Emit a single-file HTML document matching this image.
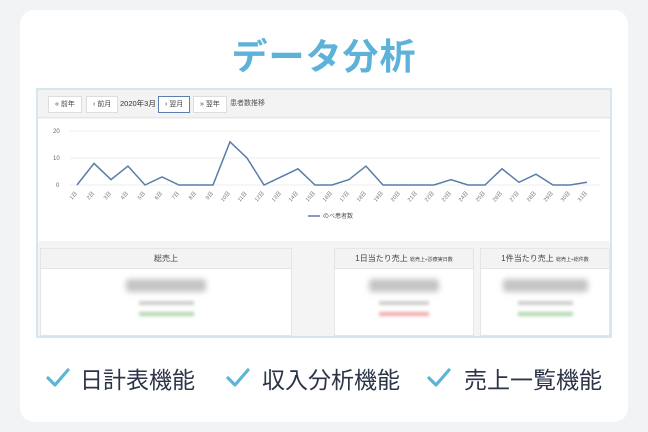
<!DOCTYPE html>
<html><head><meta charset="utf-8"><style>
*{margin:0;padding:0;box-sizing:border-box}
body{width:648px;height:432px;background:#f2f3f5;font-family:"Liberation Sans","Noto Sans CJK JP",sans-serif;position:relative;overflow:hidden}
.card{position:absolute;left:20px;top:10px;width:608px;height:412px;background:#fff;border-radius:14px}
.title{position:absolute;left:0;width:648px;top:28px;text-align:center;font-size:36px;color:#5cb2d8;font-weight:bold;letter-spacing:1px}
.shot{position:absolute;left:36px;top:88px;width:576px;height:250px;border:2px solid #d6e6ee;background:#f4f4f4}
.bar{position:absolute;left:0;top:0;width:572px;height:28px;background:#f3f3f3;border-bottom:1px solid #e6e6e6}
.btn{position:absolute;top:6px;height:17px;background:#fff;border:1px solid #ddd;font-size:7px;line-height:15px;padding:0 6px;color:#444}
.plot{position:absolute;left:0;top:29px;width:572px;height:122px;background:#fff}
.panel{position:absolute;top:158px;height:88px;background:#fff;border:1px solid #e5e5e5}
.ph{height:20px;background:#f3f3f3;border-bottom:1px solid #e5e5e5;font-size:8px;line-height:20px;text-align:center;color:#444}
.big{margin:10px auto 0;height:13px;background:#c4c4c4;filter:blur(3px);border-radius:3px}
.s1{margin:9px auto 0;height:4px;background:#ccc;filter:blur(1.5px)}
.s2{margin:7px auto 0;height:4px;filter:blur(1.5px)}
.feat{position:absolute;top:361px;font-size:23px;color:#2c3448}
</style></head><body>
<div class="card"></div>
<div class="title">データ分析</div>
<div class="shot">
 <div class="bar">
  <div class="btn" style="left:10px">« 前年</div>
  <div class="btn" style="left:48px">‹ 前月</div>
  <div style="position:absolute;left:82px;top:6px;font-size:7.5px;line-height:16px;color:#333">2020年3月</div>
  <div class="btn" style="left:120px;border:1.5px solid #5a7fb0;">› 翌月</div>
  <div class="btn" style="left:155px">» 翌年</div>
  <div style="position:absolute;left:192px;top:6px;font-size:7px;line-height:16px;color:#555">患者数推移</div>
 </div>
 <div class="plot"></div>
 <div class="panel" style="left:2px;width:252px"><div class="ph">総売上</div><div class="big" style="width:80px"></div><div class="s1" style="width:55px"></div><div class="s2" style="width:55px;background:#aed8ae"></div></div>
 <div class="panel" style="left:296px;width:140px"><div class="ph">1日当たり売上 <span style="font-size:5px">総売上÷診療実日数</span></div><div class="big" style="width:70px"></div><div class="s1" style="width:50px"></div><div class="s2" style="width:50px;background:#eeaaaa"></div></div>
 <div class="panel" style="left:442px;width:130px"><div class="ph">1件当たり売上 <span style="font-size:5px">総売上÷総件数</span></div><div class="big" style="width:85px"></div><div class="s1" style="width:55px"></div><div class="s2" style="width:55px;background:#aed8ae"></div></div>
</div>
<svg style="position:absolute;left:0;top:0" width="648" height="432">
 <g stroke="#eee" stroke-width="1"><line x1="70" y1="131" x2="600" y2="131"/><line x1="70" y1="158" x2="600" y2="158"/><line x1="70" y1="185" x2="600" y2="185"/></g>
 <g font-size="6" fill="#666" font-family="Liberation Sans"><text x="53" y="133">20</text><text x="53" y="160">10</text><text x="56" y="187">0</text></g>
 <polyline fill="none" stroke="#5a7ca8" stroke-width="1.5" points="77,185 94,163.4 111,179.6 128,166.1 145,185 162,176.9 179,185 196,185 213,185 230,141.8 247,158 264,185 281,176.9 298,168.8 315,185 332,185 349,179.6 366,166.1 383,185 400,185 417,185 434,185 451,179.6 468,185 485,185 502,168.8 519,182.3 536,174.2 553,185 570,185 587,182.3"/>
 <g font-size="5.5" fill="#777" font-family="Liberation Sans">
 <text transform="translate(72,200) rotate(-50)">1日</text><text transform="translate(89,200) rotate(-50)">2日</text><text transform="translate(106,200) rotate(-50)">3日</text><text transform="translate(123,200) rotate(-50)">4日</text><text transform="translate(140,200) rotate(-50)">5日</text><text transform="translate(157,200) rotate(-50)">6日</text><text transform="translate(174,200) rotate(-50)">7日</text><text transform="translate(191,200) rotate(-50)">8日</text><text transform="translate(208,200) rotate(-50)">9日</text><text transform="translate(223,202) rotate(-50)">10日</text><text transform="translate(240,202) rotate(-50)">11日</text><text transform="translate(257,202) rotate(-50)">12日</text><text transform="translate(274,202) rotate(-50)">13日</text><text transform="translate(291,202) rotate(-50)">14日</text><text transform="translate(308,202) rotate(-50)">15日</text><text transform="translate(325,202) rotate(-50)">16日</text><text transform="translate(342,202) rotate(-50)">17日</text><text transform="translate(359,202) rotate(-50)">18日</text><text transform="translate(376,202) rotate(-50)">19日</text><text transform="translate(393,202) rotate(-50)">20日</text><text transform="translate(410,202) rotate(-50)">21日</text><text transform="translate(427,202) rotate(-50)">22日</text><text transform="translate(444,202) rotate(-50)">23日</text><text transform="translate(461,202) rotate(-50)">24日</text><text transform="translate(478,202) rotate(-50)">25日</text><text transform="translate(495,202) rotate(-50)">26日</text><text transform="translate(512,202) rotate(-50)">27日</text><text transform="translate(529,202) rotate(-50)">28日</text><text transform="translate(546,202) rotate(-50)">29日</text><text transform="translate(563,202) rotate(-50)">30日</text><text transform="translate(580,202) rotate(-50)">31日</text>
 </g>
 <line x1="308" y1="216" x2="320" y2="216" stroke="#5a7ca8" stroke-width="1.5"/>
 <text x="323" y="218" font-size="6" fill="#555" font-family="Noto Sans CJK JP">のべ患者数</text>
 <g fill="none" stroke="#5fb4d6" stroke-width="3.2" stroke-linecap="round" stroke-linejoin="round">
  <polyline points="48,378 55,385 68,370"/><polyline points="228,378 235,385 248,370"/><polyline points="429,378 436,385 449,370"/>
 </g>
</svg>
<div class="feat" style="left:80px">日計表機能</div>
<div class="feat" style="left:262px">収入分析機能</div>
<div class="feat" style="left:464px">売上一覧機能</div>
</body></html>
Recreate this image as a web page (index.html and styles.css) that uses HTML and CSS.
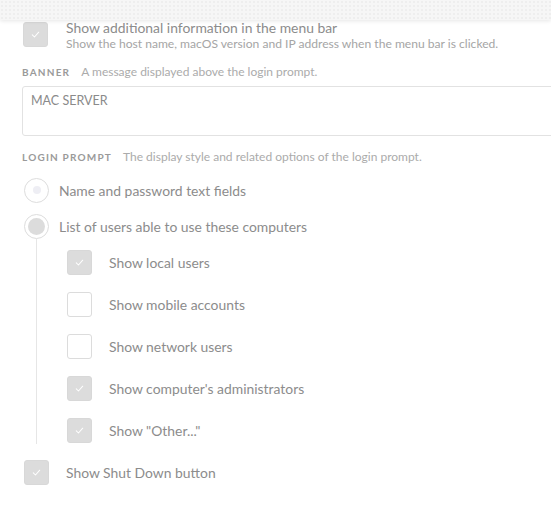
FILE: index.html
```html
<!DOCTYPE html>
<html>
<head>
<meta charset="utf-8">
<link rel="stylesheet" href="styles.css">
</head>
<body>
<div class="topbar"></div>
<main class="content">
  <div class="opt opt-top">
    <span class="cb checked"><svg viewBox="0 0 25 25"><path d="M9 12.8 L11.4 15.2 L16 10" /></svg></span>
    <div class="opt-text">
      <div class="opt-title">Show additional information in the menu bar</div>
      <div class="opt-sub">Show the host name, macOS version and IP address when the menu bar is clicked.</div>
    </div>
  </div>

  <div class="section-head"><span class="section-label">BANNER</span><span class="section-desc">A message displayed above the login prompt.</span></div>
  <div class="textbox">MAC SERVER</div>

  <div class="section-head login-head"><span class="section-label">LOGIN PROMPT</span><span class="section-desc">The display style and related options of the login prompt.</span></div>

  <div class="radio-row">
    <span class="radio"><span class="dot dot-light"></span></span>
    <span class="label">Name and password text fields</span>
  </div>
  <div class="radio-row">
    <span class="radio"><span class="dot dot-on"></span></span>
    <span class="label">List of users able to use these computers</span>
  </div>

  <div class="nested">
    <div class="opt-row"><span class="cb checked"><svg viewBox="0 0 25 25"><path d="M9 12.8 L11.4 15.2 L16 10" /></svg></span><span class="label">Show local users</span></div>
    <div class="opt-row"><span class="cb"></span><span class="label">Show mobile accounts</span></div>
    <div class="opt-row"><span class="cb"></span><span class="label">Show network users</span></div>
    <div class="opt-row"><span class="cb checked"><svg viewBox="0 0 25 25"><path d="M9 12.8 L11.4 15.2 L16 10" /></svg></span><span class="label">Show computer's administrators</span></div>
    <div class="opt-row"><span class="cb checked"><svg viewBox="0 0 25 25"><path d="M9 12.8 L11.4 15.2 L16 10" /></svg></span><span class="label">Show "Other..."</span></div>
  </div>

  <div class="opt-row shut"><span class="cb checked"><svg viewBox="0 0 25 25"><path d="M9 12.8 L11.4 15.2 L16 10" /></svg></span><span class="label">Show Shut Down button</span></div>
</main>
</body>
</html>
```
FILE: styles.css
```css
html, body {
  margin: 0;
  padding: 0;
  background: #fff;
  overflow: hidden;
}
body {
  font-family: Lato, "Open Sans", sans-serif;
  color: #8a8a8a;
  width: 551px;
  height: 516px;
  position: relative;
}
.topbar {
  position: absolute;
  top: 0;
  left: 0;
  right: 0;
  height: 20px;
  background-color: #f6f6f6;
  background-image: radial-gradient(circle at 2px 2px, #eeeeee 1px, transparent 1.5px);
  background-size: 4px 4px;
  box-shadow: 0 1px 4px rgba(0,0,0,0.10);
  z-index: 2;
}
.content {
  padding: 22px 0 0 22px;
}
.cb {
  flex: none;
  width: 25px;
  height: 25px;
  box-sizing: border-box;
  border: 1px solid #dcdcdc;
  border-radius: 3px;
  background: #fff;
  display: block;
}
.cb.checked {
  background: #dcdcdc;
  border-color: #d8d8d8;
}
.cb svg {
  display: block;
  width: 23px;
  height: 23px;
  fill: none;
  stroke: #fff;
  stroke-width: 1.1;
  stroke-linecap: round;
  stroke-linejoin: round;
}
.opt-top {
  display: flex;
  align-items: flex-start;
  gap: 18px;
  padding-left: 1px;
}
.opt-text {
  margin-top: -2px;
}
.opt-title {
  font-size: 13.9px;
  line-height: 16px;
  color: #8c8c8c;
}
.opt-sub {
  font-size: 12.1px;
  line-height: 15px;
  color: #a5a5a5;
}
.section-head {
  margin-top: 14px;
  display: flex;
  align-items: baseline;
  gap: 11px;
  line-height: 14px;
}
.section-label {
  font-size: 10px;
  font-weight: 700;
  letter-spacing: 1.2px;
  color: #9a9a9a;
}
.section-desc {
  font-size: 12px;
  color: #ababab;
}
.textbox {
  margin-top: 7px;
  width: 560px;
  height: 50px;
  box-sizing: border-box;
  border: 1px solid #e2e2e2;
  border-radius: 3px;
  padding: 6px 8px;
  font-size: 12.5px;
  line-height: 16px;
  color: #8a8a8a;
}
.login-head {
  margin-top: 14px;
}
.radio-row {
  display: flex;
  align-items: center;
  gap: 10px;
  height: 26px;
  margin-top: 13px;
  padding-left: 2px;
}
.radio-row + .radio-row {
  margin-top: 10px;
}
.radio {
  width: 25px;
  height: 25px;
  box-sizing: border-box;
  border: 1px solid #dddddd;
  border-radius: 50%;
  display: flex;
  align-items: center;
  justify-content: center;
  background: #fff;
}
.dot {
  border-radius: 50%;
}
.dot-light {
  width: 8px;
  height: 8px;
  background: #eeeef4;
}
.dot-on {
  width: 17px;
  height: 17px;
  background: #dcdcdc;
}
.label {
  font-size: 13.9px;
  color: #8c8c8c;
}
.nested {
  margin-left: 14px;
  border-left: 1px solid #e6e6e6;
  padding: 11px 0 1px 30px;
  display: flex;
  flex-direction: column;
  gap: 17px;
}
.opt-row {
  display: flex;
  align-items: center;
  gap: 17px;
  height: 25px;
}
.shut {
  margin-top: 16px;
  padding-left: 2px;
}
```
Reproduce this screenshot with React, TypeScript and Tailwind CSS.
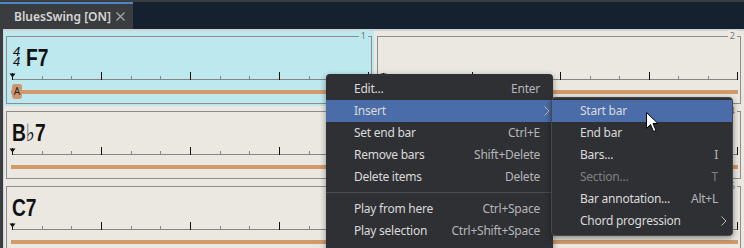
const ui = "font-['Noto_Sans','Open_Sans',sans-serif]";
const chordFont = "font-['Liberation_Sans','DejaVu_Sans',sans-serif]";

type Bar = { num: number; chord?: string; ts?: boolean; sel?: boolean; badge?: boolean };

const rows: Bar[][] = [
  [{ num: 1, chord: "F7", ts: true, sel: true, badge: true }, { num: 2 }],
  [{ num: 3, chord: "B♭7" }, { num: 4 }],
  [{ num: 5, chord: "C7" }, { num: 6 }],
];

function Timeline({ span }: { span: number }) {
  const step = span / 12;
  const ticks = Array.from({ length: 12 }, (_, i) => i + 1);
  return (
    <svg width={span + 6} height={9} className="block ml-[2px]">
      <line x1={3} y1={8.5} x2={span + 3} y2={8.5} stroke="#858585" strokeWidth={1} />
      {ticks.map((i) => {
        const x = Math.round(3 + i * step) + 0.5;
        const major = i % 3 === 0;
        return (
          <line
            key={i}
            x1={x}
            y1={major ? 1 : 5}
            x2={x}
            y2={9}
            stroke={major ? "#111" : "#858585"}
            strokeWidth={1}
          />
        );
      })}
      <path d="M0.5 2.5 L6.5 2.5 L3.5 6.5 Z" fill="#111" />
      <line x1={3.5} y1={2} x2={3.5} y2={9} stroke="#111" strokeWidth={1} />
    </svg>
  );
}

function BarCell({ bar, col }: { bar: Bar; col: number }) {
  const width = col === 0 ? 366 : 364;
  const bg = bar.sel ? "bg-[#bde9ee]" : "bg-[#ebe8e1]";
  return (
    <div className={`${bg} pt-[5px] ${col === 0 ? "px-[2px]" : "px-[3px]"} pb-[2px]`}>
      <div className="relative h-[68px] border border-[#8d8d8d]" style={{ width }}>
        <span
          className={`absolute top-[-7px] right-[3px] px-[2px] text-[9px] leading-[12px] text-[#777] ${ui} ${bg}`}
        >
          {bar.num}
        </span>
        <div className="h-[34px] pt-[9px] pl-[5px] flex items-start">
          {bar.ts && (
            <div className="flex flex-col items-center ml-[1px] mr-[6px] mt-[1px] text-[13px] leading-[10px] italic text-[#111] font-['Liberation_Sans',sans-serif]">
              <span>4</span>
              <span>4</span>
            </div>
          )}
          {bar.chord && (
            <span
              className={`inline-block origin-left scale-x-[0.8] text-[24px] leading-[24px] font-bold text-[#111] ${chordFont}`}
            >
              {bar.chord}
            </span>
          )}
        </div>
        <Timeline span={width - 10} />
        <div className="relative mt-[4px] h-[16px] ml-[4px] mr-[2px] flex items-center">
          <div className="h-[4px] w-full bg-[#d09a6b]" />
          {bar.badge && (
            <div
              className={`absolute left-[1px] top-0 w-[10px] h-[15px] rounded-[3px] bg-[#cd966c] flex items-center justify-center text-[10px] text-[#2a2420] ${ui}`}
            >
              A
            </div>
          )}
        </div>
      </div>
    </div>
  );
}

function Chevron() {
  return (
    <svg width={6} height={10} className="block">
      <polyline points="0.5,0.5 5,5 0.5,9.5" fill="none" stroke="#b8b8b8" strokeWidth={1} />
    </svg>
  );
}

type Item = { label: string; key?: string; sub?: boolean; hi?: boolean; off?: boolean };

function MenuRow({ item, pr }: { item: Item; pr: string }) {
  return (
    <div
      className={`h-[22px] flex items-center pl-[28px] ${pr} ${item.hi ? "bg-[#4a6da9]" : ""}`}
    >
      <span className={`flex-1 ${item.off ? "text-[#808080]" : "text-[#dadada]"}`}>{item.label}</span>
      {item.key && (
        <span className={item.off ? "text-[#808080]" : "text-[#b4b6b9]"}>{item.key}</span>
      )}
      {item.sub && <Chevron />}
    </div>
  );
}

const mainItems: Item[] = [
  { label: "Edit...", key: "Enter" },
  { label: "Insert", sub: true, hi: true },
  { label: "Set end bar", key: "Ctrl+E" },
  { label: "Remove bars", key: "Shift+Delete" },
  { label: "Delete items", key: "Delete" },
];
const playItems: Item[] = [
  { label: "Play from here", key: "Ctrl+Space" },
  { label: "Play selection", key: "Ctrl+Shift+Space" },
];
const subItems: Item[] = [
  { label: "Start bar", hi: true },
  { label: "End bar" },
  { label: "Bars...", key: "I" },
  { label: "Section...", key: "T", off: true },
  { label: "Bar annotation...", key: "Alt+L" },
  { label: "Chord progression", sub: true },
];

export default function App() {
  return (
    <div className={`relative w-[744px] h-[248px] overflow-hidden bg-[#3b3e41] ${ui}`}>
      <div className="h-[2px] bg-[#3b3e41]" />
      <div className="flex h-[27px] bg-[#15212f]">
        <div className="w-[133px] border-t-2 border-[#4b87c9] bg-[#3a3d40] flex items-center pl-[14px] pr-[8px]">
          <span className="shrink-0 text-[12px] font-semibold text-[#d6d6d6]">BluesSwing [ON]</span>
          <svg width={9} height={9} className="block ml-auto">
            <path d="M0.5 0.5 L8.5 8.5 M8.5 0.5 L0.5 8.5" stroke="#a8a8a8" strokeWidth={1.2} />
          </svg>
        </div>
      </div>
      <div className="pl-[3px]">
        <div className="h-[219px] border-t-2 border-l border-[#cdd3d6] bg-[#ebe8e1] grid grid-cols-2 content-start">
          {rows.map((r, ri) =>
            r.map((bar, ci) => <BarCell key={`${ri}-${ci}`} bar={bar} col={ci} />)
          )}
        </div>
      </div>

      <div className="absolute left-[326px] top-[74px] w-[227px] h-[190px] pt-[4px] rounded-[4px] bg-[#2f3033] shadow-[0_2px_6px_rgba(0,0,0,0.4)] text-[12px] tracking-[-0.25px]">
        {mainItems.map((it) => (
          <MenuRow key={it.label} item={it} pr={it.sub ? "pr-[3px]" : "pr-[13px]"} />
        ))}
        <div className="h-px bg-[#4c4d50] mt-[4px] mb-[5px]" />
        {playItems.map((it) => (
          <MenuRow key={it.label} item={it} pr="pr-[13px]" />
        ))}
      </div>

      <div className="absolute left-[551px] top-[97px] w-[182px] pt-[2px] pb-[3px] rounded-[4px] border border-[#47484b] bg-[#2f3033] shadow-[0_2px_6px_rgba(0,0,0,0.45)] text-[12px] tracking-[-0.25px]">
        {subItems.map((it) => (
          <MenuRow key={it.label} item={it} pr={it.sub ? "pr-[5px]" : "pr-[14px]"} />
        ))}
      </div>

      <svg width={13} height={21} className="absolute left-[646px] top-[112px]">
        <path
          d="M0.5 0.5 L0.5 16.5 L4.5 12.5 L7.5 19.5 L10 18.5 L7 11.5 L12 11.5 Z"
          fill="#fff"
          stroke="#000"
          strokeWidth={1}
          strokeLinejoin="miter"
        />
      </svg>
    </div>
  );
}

++++++++

* [PROBLEM DESCRIPTION] Reproduce each line of the material containing the word "this".

* [WRITTEN ANSWER]
Emit a single-file HTML document matching this image.
Recreate this image as a web page (index.html and styles.css) that uses HTML and CSS.
Reproduce this screenshot with React, TypeScript and Tailwind CSS.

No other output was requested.